--- Request ---
Your output is the lines from the first one to the one containing "const current = '요약 정보'", repeated exactly, with images left out.

** start of Recorded data **

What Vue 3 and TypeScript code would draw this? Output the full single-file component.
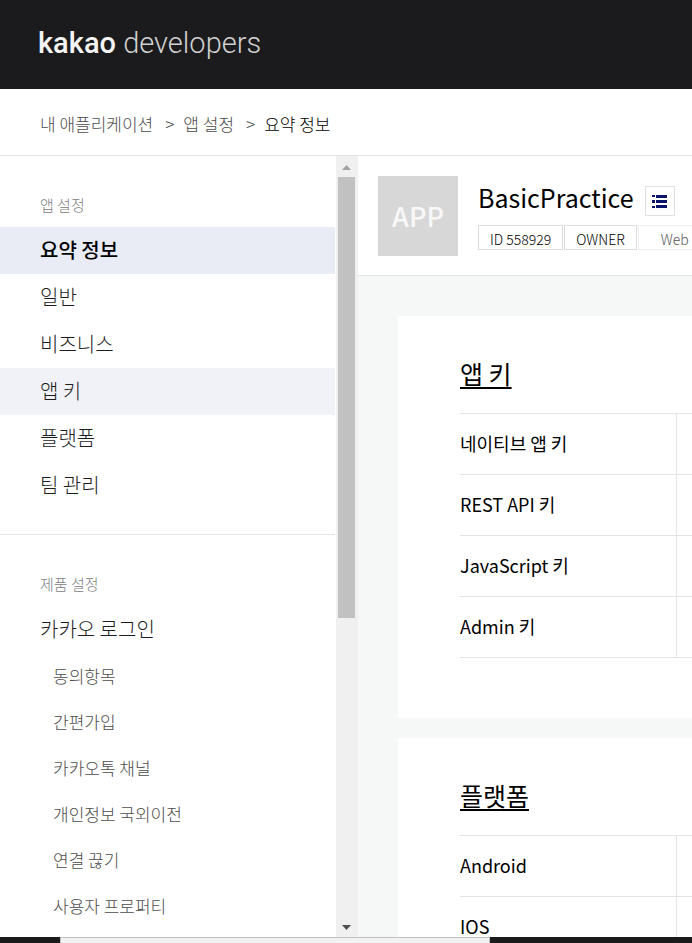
<script setup lang="ts">
interface MenuItem {
  label: string
  state?: 'active' | 'hover'
  sub?: boolean
}
interface MenuGroup {
  title: string
  items: MenuItem[]
}
interface Card {
  title: string
  rows: string[]
}

const crumbs: string[] = ['내 애플리케이션', '앱 설정']
const current = '요약 정보'

const groups: MenuGroup[] = [
  {
    title: '앱 설정',
    items: [
      { label: '요약 정보', state: 'active' },
      { label: '일반' },
      { label: '비즈니스' },
      { label: '앱 키', state: 'hover' },
      { label: '플랫폼' },
      { label: '팀 관리' },
    ],
  },
  {
    title: '제품 설정',
    items: [
      { label: '카카오 로그인' },
      { label: '동의항목', sub: true },
      { label: '간편가입', sub: true },
      { label: '카카오톡 채널', sub: true },
      { label: '개인정보 국외이전', sub: true },
      { label: '연결 끊기', sub: true },
      { label: '사용자 프로퍼티', sub: true },
    ],
  },
]

const cards: Card[] = [
  { title: '앱 키', rows: ['네이티브 앱 키', 'REST API 키', 'JavaScript 키', 'Admin 키'] },
  { title: '플랫폼', rows: ['Android', 'IOS'] },
]
</script>

<template>
  <div class="page">
    <header class="top">
      <a class="logo" href="#"><b>kakao</b> <span>developers</span></a>
    </header>

    <nav class="crumbs">
      <template v-for="c in crumbs" :key="c">
        <a href="#">{{ c }}</a>
        <span class="sep">&gt;</span>
      </template>
      <a class="current" href="#">{{ current }}</a>
    </nav>

    <div class="body">
      <nav class="side">
        <section v-for="g in groups" :key="g.title" class="group">
          <h2>{{ g.title }}</h2>
          <ul>
            <li v-for="i in g.items" :key="i.label">
              <a href="#" :class="['item', i.state, { sub: i.sub }]">{{ i.label }}</a>
            </li>
          </ul>
        </section>
      </nav>

      <div class="scroll" aria-hidden="true">
        <div class="arrow">
          <svg width="9" height="5" viewBox="0 0 9 5"><path d="M0 5 4.500 0 9 5z" fill="#a3a3a3" /></svg>
        </div>
        <div class="thumb"></div>
        <div class="rest"></div>
        <div class="arrow">
          <svg width="9" height="5" viewBox="0 0 9 5"><path d="M0 0h9L4.500 5z" fill="#505050" /></svg>
        </div>
      </div>

      <main class="main">
        <div class="app">
          <div class="thumbnail">APP</div>
          <div class="info">
            <div class="name-row">
              <h1>BasicPractice</h1>
              <button type="button" class="list" aria-label="앱 목록">
                <svg width="15" height="13" viewBox="0 0 15 13" fill="#0a1468" shape-rendering="crispEdges">
                  <path d="M0 0h3v2H0zM0 5h3v3H0zM0 11h3v2H0zM4 0h11v3H4zM4 5h11v3H4zM4 10h11v3H4z" />
                </svg>
              </button>
            </div>
            <div class="badges">
              <span class="badge">ID 558929</span>
              <span class="badge">OWNER</span>
              <span class="badge web">Web</span>
            </div>
          </div>
        </div>

        <div class="cards">
          <section v-for="c in cards" :key="c.title" class="card">
            <h2><a href="#">{{ c.title }}</a></h2>
            <table>
              <tbody>
                <tr v-for="r in c.rows" :key="r">
                  <th scope="row">{{ r }}</th>
                  <td></td>
                </tr>
              </tbody>
            </table>
          </section>
        </div>
      </main>
    </div>

    <footer class="taskbar"><div class="task"></div></footer>
  </div>
</template>

<style>
body {
  margin: 0;
  background: #fff;
}
</style>

<style scoped>
.page {
  display: flex;
  flex-direction: column;
  height: 100vh;
  overflow: hidden;
  font-family: 'Noto Sans CJK KR', sans-serif;
  color: #111;
}
h1,
h2,
ul {
  margin: 0;
  padding: 0;
  list-style: none;
}
a {
  color: inherit;
  text-decoration: none;
}
.top {
  display: flex;
  flex: none;
  align-items: center;
  height: 89px;
  padding: 0 38px;
  box-sizing: border-box;
  background: #1b1b1d;
}
.logo {
  font-family: Roboto, sans-serif;
  font-size: 29px;
  line-height: 40px;
  padding-bottom: 4px;
  color: #f4f4f4;
}
.logo b {
  font-weight: 500;
}
.logo span {
  font-weight: 300;
  color: #d0d0d0;
}
.crumbs {
  display: flex;
  flex: none;
  align-items: center;
  height: 66px;
  padding: 0 40px;
  border-bottom: 1px solid #e4e4e4;
  font-size: 17px;
  line-height: 24px;
  font-weight: 300;
  color: #4c4c4c;
  white-space: nowrap;
}
.crumbs > * {
  margin-top: 4px;
}
.sep {
  padding: 0 9px 0 12px;
}
.current {
  color: #000;
}
.body {
  display: flex;
  flex: 1;
  min-height: 0;
}
.side {
  flex: none;
  width: 335px;
  margin-right: 1px;
  overflow: hidden;
}
.group {
  padding: 27px 0 25px;
  border-bottom: 1px solid #e4e4e4;
}
.group h2 {
  padding-left: 40px;
  font-size: 15px;
  line-height: 44px;
  font-weight: 300;
  color: #808080;
}
.item {
  display: block;
  padding: 0 0 1px 40px;
  font-size: 20px;
  line-height: 46px;
  font-weight: 300;
  color: #1c1c1c;
}
.item.active {
  font-weight: 500;
  color: #000;
  background: #e9ecf5;
}
.item.hover {
  background: #f1f2f7;
}
.item.sub {
  padding: 0 0 0 53px;
  font-size: 17px;
  line-height: 46px;
  color: #4c4c4c;
}
.scroll {
  display: flex;
  flex: none;
  flex-direction: column;
  width: 22px;
  background: #f0f0f0;
}
.arrow {
  display: flex;
  flex: none;
  align-items: center;
  justify-content: center;
  height: 21px;
  padding: 2px 1px 0 0;
  box-sizing: border-box;
}
.thumb {
  flex: 441;
  margin: 0 3px 0 2px;
  background: #c1c1c1;
}
.rest {
  flex: 298;
}
.main {
  flex: 1;
  min-width: 0;
  overflow: hidden;
  background: #f6f8f8;
}
.app {
  display: flex;
  gap: 20px;
  padding: 20px 0 19px 20px;
  border-bottom: 1px solid #e4e4e4;
  background: #fff;
}
.thumbnail {
  flex: none;
  width: 80px;
  height: 80px;
  font-size: 27px;
  line-height: 80px;
  font-weight: 500;
  text-align: center;
  color: #f8f8f8;
  background: #d7d7d7;
}
.info {
  min-width: 0;
}
.name-row {
  display: flex;
  gap: 11px;
  height: 49px;
}
h1 {
  font-size: 25px;
  line-height: 42px;
  font-weight: 400;
  color: #000;
}
.list {
  display: flex;
  align-items: center;
  justify-content: center;
  width: 30px;
  height: 30px;
  margin-top: 10px;
  padding: 0;
  border: 1px solid #e1e1e1;
  background: #fff;
}
.badges {
  display: flex;
  gap: 1px;
}
.badge {
  flex: none;
  height: 25px;
  padding: 0 11px;
  box-sizing: border-box;
  border: 1px solid #dcdcdc;
  font-size: 14px;
  line-height: 26px;
  font-weight: 300;
  color: #000;
}
.badge.web {
  padding: 0 22px;
  border-color: #eee;
  color: #555;
}
.cards {
  display: flex;
  flex-direction: column;
  gap: 20px;
  padding: 40px 0 0 40px;
}
.card {
  padding: 34px 0 60px 62px;
  background: #fff;
}
.card h2 {
  height: 63px;
  font-size: 25px;
  line-height: 46px;
  font-weight: 400;
  color: #000;
}
.card h2 a {
  text-decoration: underline;
  text-decoration-thickness: 2px;
  text-underline-offset: 3px;
  text-decoration-skip-ink: none;
}
table {
  width: 100%;
  border-collapse: collapse;
  table-layout: fixed;
}
tr {
  height: 61px;
  border: solid #e4e4e4;
  border-width: 1px 0;
}
th {
  width: 216px;
  padding: 0 0 2px;
  border-right: 1px solid #e4e4e4;
  font-size: 18px;
  line-height: 28px;
  font-weight: 400;
  text-align: left;
  color: #000;
}
td {
  padding: 0;
}
.taskbar {
  flex: none;
  height: 6px;
  padding-left: 60px;
  background: #1b1b1b;
}
.task {
  width: 430px;
  height: 6px;
  box-sizing: border-box;
  border: solid #c0c0c0;
  border-width: 1px 1px 0;
  background: #f2f2f2;
}
</style>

** end of Recorded data **

--- The result ---
What Vue 3 and TypeScript code would draw this? Output the full single-file component.
<script setup lang="ts">
interface MenuItem {
  label: string
  state?: 'active' | 'hover'
  sub?: boolean
}
interface MenuGroup {
  title: string
  items: MenuItem[]
}
interface Card {
  title: string
  rows: string[]
}

const crumbs: string[] = ['내 애플리케이션', '앱 설정']
const current = '요약 정보'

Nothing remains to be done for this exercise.